Look for "components" in each line of the entries, and return the matching lines.

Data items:
# # # #
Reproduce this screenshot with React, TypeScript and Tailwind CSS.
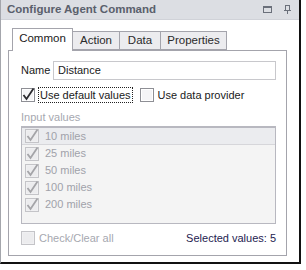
import React from "react"

const values = ["10 miles", "25 miles", "50 miles", "100 miles", "200 miles"]

function CheckBox({ checked, disabled }: { checked: boolean; disabled?: boolean }) {
  const border = disabled ? "#c4c4c8" : "#8e8f95"
  const mark = disabled ? "#a4a4a8" : "#2a2a2e"
  return (
    <svg width="14" height="14" viewBox="0 0 14 14" className="shrink-0 overflow-visible">
      <rect x="0.5" y="0.5" width="13" height="13" fill={disabled ? "#f0f0f2" : "#ffffff"} stroke={border} />
      <rect x="2" y="2" width="10" height="10" fill={disabled ? "#ececee" : "#f4f4f6"} />
      {checked && (
        <path d="M2.5 7 L5.5 11 L12.5 0.5" fill="none" stroke={mark} strokeWidth="1.8" strokeLinejoin="miter" />
      )}
    </svg>
  )
}

export default function App() {
  return (
    <div className="w-[306px] h-[270px] bg-white" style={{ fontFamily: "'Liberation Sans', Arial, sans-serif" }}>
      <div className="w-[301px] h-[264px] flex flex-col bg-white border-l border-[#a4a6ac] border-r-2 border-b-2 border-r-[#111] border-b-[#111]">
        {/* title bar */}
        <div className="h-[20px] bg-[#dcdee3] flex items-center pl-[6px] pr-[8px] border-b border-[#d0d2d8]">
          <span className="text-[11.5px] font-bold text-[#5a606c]">
            Configure Agent Command
          </span>
          <div className="ml-auto flex items-center gap-[12px]">
            <svg width="9" height="7" viewBox="0 0 9 7">
              <rect x="0.5" y="0.5" width="8" height="6" fill="none" stroke="#6a6f7a" />
              <rect x="0" y="0" width="9" height="2" fill="#6a6f7a" />
            </svg>
            <svg width="7" height="9" viewBox="0 0 7 9">
              <rect x="1.5" y="0.5" width="4" height="5" fill="none" stroke="#6a6f7a" />
              <rect x="0" y="5" width="7" height="1" fill="#6a6f7a" />
              <rect x="3" y="6" width="1" height="3" fill="#6a6f7a" />
            </svg>
          </div>
        </div>

        <div className="pt-[8px] pl-[7px] text-[11px] text-[#1a1a1a]">
          {/* tabs */}
          <div className="flex items-end h-[22px] pl-[4px] relative z-10">
            <div className="h-[23px] w-[61px] bg-white border border-b-0 border-[#a4a4ac] flex items-center justify-center pb-[2px] -mb-px text-[11.5px]">
              Common
            </div>
            <div className="h-[19px] w-[47px] bg-[#ececef] border border-l-0 border-[#a4a4ac] flex items-center justify-center text-[#2a2a2a] text-[11.5px]">
              Action
            </div>
            <div className="h-[19px] w-[41px] bg-[#ececef] border border-l-0 border-[#a4a4ac] flex items-center justify-center text-[#2a2a2a] text-[11.5px]">
              Data
            </div>
            <div className="h-[19px] w-[66px] bg-[#ececef] border border-l-0 border-[#a4a4ac] flex items-center justify-center text-[#2a2a2a] text-[11.5px]">
              Properties
            </div>
          </div>

          {/* panel */}
          <div className="w-[279px] h-[206px] border border-[#a4a4ac] bg-white pl-[12px] pr-[10px] pt-[10px] flex flex-col">
            <div className="flex items-center h-[19px]">
              <span className="w-[32px]">Name</span>
              <div className="flex-1 h-[19px] border border-[#c8c8cc] flex items-center pl-[4px]">Distance</div>
            </div>

            <div className="flex items-center h-[14px] mt-[8px]">
              <CheckBox checked />
              <span className="ml-[3px] px-[1px] border border-dotted border-[#222] leading-[14px]">Use default values</span>
              <span className="ml-[7px]"><CheckBox checked={false} /></span>
              <span className="ml-[4px]">Use data provider</span>
            </div>

            <div className="mt-[8px] h-[14px] leading-[14px] text-[#a6a8b0]">Input values</div>

            <div className="mt-[2px] h-[98px] border border-t-2 border-[#b8b8c0] bg-[#f4f4f4] flex flex-col">
              {values.map((v, i) => (
                <div
                  key={v}
                  className={`h-[17px] flex items-center pl-[3px] gap-[6px] text-[#a0a2aa] ${i === 0 ? "bg-[#ebecef] border-b border-[#d6d6da]" : ""}`}
                >
                  <CheckBox checked disabled />
                  <span>{v}</span>
                </div>
              ))}
            </div>

            <div className="flex items-center mt-[7px] h-[14px]">
              <CheckBox checked={false} disabled />
              <span className="ml-[4px] text-[#a6a8b0]">Check/Clear all</span>
              <span className="ml-auto text-[#1e2250]">Selected values: 5</span>
            </div>
          </div>
        </div>
      </div>
    </div>
  )
}
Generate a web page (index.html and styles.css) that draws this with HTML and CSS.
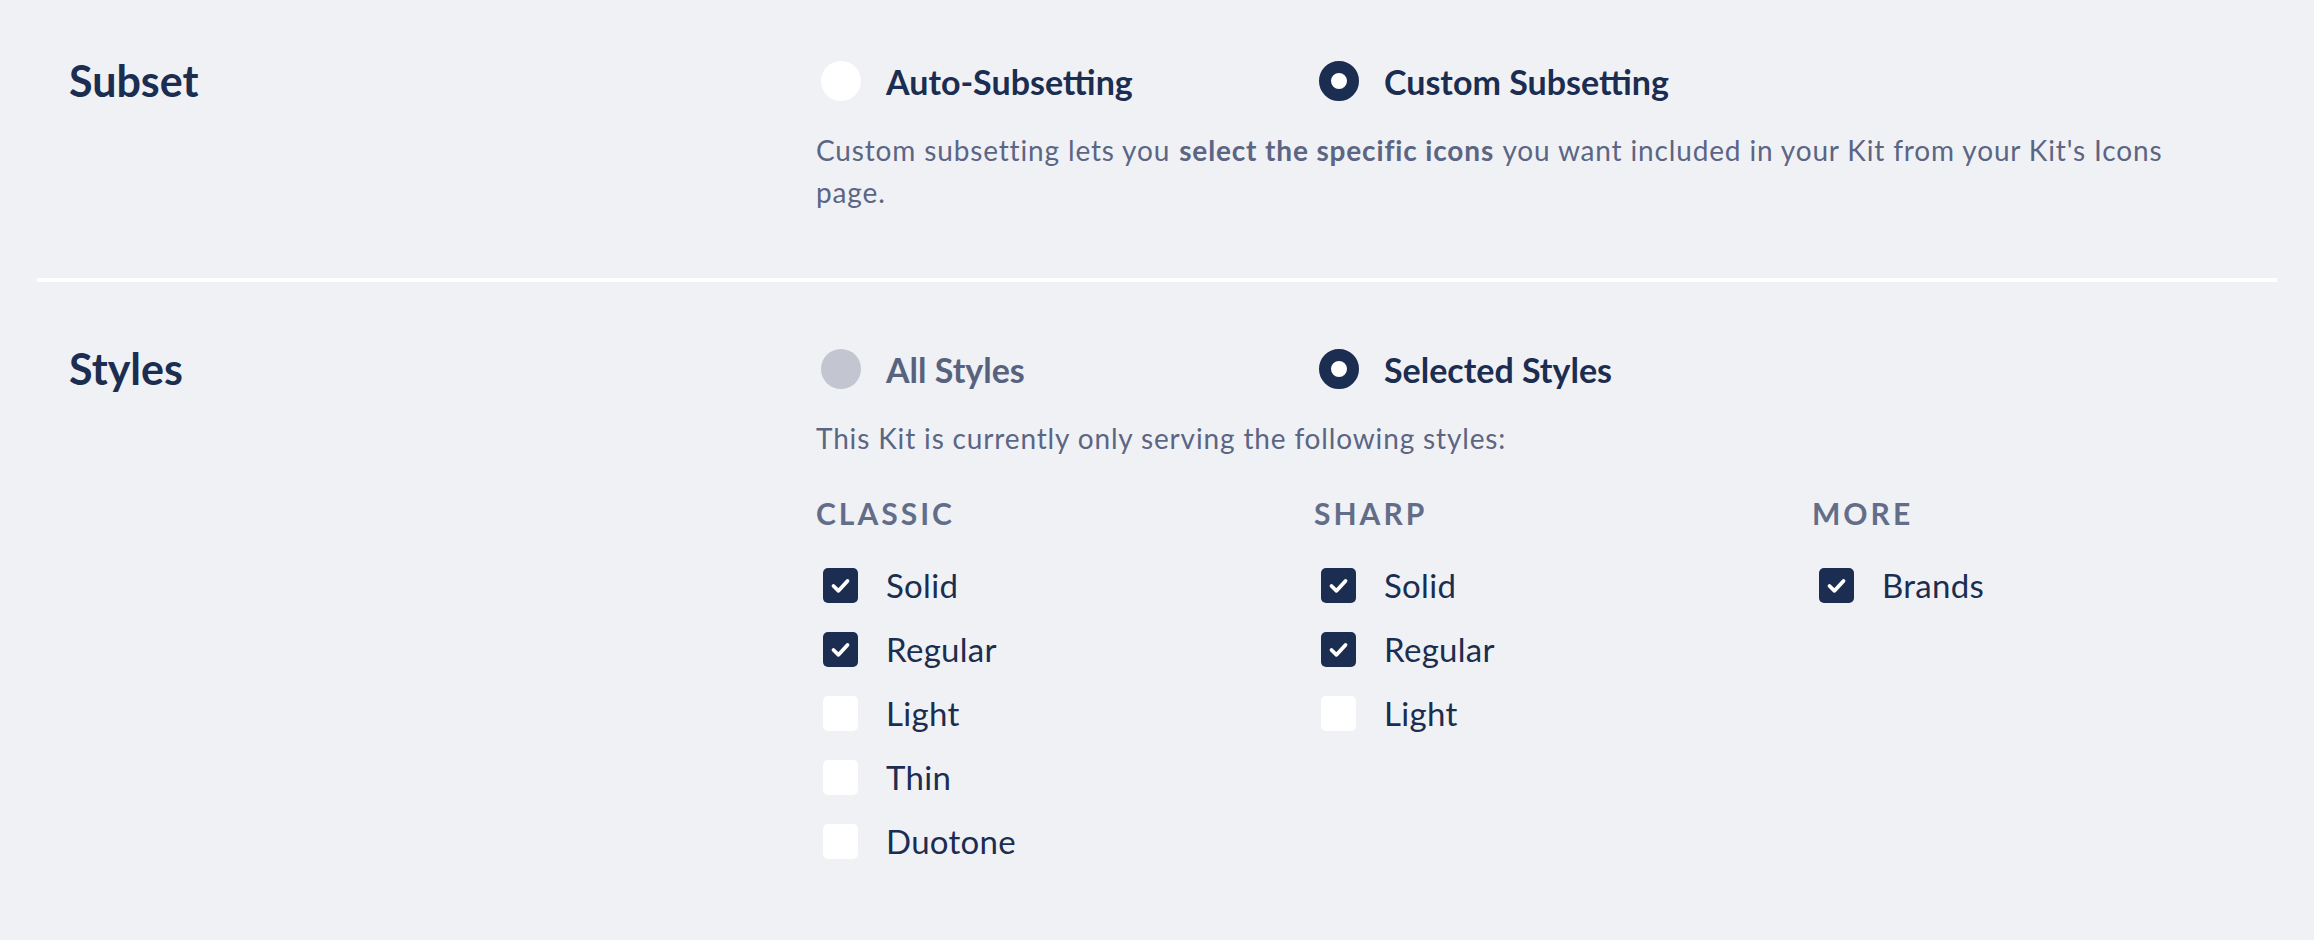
FILE: index.html
```html
<!DOCTYPE html>
<html lang="en">
<head>
<meta charset="utf-8">
<title>Kit Settings</title>
<link rel="stylesheet" href="styles.css">
</head>
<body>
<main class="settings">
  <section class="setting">
    <h3 class="setting-title">Subset</h3>
    <div class="setting-body">
      <div class="choice-grid">
        <label class="radio-option">
          <span class="radio"></span>
          <span class="radio-label">Auto-Subsetting</span>
        </label>
        <label class="radio-option">
          <span class="radio radio-checked"></span>
          <span class="radio-label">Custom Subsetting</span>
        </label>
      </div>
      <p class="setting-desc"><span>Custom subsetting lets you </span><strong>select the specific icons</strong><span> you want included in your Kit from your Kit's Icons </span><span>page.</span></p>
    </div>
  </section>

  <section class="setting">
    <h3 class="setting-title">Styles</h3>
    <div class="setting-body">
      <div class="choice-grid">
        <label class="radio-option">
          <span class="radio radio-disabled"></span>
          <span class="radio-label radio-label-muted">All Styles</span>
        </label>
        <label class="radio-option">
          <span class="radio radio-checked"></span>
          <span class="radio-label">Selected Styles</span>
        </label>
      </div>
      <p class="setting-desc">This Kit is currently only serving the following styles:</p>
      <div class="style-grid">
        <div class="style-group">
          <h4 class="group-title">Classic</h4>
          <ul class="check-list">
            <li class="check-item"><span class="checkbox checked"><svg viewBox="0 0 35 35"><path d="M10.5 18 L15.5 22.8 L24.5 13"/></svg></span>Solid</li>
            <li class="check-item"><span class="checkbox checked"><svg viewBox="0 0 35 35"><path d="M10.5 18 L15.5 22.8 L24.5 13"/></svg></span>Regular</li>
            <li class="check-item"><span class="checkbox"></span>Light</li>
            <li class="check-item"><span class="checkbox"></span>Thin</li>
            <li class="check-item"><span class="checkbox"></span>Duotone</li>
          </ul>
        </div>
        <div class="style-group">
          <h4 class="group-title">Sharp</h4>
          <ul class="check-list">
            <li class="check-item"><span class="checkbox checked"><svg viewBox="0 0 35 35"><path d="M10.5 18 L15.5 22.8 L24.5 13"/></svg></span>Solid</li>
            <li class="check-item"><span class="checkbox checked"><svg viewBox="0 0 35 35"><path d="M10.5 18 L15.5 22.8 L24.5 13"/></svg></span>Regular</li>
            <li class="check-item"><span class="checkbox"></span>Light</li>
          </ul>
        </div>
        <div class="style-group">
          <h4 class="group-title">More</h4>
          <ul class="check-list">
            <li class="check-item"><span class="checkbox checked"><svg viewBox="0 0 35 35"><path d="M10.5 18 L15.5 22.8 L24.5 13"/></svg></span>Brands</li>
          </ul>
        </div>
      </div>
    </div>
  </section>
</main>
</body>
</html>
```
FILE: styles.css
```css
html, body {
  margin: 0;
  padding: 0;
  background: #f0f1f4;
}

body {
  font-family: "Lato", "Noto Sans", sans-serif;
  color: #1b2d50;
  min-height: 940px;
}

.settings {
  padding: 0 37px;
}

.setting {
  display: grid;
  grid-template-columns: 747px 1fr;
  padding: 61px 32px 65px;
  border-bottom: 4px solid #ffffff;
}

.setting + .setting {
  padding-top: 67px;
}

.setting:last-child {
  border-bottom: none;
  padding-bottom: 40px;
}

.setting-title {
  margin: 0;
  font-size: 43px;
  line-height: 40px;
  font-weight: 700;
  color: #1b2d50;
}

.setting-body {
  min-width: 0;
}

.choice-grid,
.style-grid {
  display: grid;
  grid-template-columns: repeat(3, 1fr);
  column-gap: 65px;
}

.radio-option {
  display: flex;
  align-items: center;
  height: 40px;
}

.radio {
  box-sizing: border-box;
  width: 40px;
  height: 40px;
  margin-left: 5px;
  margin-right: 25px;
  border-radius: 50%;
  background: #ffffff;
  flex: none;
}

.radio-checked {
  border: 12.5px solid #1b2d50;
}

.radio-disabled {
  background: #c3c6d1;
}

.radio-label {
  font-size: 34px;
  line-height: 40px;
  font-weight: 700;
  padding-top: 2px;
  white-space: nowrap;
  color: #1b2d50;
}

.radio-label-muted {
  color: #58627f;
}

.setting-desc {
  margin: 28px 0 0;
  max-width: 1400px;
  font-size: 28px;
  line-height: 42px;
  letter-spacing: 0.85px;
  color: #5b6584;
}

.setting-desc strong {
  font-weight: 700;
  padding: 0 1px;
}

.style-grid {
  margin-top: 39px;
}

.group-title {
  margin: 0;
  font-size: 30px;
  line-height: 30px;
  font-weight: 700;
  letter-spacing: 3px;
  text-transform: uppercase;
  color: #626d8a;
}

.check-list {
  list-style: none;
  margin: 40px 0 0;
  padding: 0;
  display: flex;
  flex-direction: column;
  gap: 29px;
}

.check-item {
  display: flex;
  align-items: center;
  height: 35px;
  font-size: 33px;
  line-height: 35px;
  letter-spacing: 0.3px;
  color: #1b2d50;
}

.checkbox {
  width: 35px;
  height: 35px;
  margin-left: 7px;
  margin-right: 28px;
  border-radius: 5px;
  background: #ffffff;
  flex: none;
}

.checkbox.checked {
  background: #1b2d50;
}

.checkbox svg {
  display: block;
  width: 35px;
  height: 35px;
}

.checkbox svg path {
  fill: none;
  stroke: #ffffff;
  stroke-width: 3.8;
  stroke-linecap: round;
  stroke-linejoin: round;
}
```
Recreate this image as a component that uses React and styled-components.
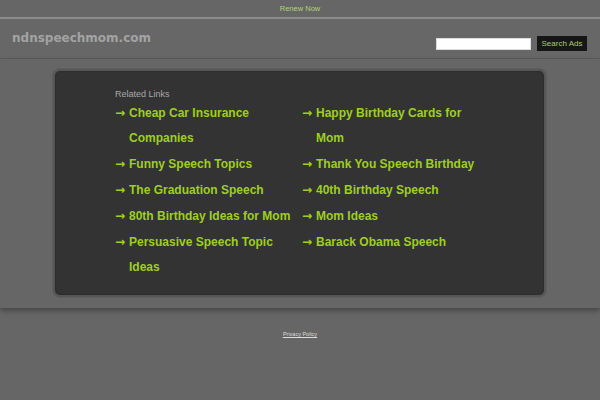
import React from "react";
import styled, { createGlobalStyle } from "styled-components";

const GlobalStyle = createGlobalStyle`
  html, body {
    margin: 0;
    padding: 0;
    background: #666666;
    font-family: "Liberation Sans", Arial, sans-serif;
  }
`;

const leftLinks = [
  "Cheap Car Insurance Companies",
  "Funny Speech Topics",
  "The Graduation Speech",
  "80th Birthday Ideas for Mom",
  "Persuasive Speech Topic Ideas",
];

const rightLinks = [
  "Happy Birthday Cards for Mom",
  "Thank You Speech Birthday",
  "40th Birthday Speech",
  "Mom Ideas",
  "Barack Obama Speech",
];

const TopBar = styled.div`
  height: 17px;
  display: flex;
  align-items: center;
  justify-content: center;
  border-bottom: 2px solid #8c8c8c;
  font-size: 7.5px;
  color: #b4d27a;
`;

const Header = styled.header`
  height: 40px;
  box-sizing: border-box;
  display: flex;
  justify-content: space-between;
  align-items: flex-start;
  padding: 12px 13px 0 12px;
  border-bottom: 1px solid #5a5a5a;
  background: #676767;
`;

const Domain = styled.div`
  font-family: "DejaVu Sans", Verdana, sans-serif;
  font-weight: bold;
  font-size: 12px;
  line-height: 14px;
  color: #a3a3a3;
`;

const SearchForm = styled.form`
  display: flex;
  align-items: center;
  gap: 6px;
  margin-top: 5px;
`;

const SearchInput = styled.input`
  width: 95px;
  height: 12px;
  box-sizing: border-box;
  border: 1px solid #dcdcdc;
  background: #ffffff;
  padding: 0;
  margin: 0;
`;

const SearchButton = styled.button`
  width: 50px;
  height: 15px;
  padding: 0;
  border: none;
  background: #161616;
  color: #a9cf72;
  font-family: "Liberation Sans", Arial, sans-serif;
  font-size: 8px;
`;

const Main = styled.main`
  position: relative;
  z-index: 1;
  padding: 10px 0 11px;
  background: #666666;
  box-shadow: 0 3px 5px rgba(0, 0, 0, 0.3);
`;

const Panel = styled.section`
  width: 493px;
  box-sizing: border-box;
  margin: 0 0 0 53px;
  padding: 18px 0 14px 60px;
  border: 2px solid #565656;
  border-radius: 7px;
  box-shadow: 0 0 0 1px #5f5f5f, inset 0 0 2px rgba(0, 0, 0, 0.4);
  background: #333333;
`;

const Title = styled.div`
  font-size: 9px;
  line-height: 11px;
  color: #a8a8a8;
  margin-bottom: 1px;
`;

const Columns = styled.div`
  display: grid;
  grid-template-columns: 187px 187px;
`;

const LinkList = styled.ul`
  list-style: none;
  margin: 0;
  padding: 0;
`;

const Item = styled.li`
  display: grid;
  grid-template-columns: 14px 1fr;
  margin-bottom: 1px;
  font-size: 12px;
  font-weight: bold;
  line-height: 25px;
  color: #9fcf1e;
`;

const Arrow = styled.span`
  font-family: "DejaVu Sans", sans-serif;
  font-weight: bold;
  font-size: 12px;
`;

const LinkText = styled.a`
  color: inherit;
  text-decoration: none;
`;

const Footer = styled.footer`
  padding-top: 22px;
  font-size: 5.5px;
  line-height: 8px;
  text-align: center;
`;

const FooterLink = styled.a`
  color: #dddddd;
  text-decoration: underline;
`;

const Column = ({ links }) => (
  <LinkList>
    {links.map((text) => (
      <Item key={text}>
        <Arrow>→</Arrow>
        <LinkText href="#">{text}</LinkText>
      </Item>
    ))}
  </LinkList>
);

export default function App() {
  return (
    <>
      <GlobalStyle />
      <TopBar>Renew Now</TopBar>
      <Header>
        <Domain>ndnspeechmom.com</Domain>
        <SearchForm onSubmit={(e) => e.preventDefault()}>
          <SearchInput type="text" />
          <SearchButton type="submit">Search Ads</SearchButton>
        </SearchForm>
      </Header>
      <Main>
        <Panel>
          <Title>Related Links</Title>
          <Columns>
            <Column links={leftLinks} />
            <Column links={rightLinks} />
          </Columns>
        </Panel>
      </Main>
      <Footer>
        <FooterLink href="#">Privacy Policy</FooterLink>
      </Footer>
    </>
  );
}
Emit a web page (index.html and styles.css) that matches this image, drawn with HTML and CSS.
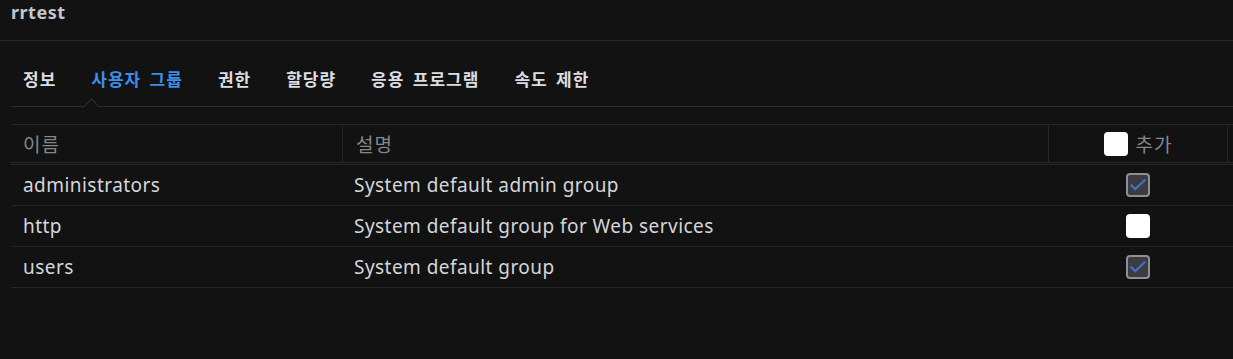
# # # #
EXERCISE ANSWER:
Recreate this image as a component that uses React and styled-components.
import styled, { createGlobalStyle } from "styled-components";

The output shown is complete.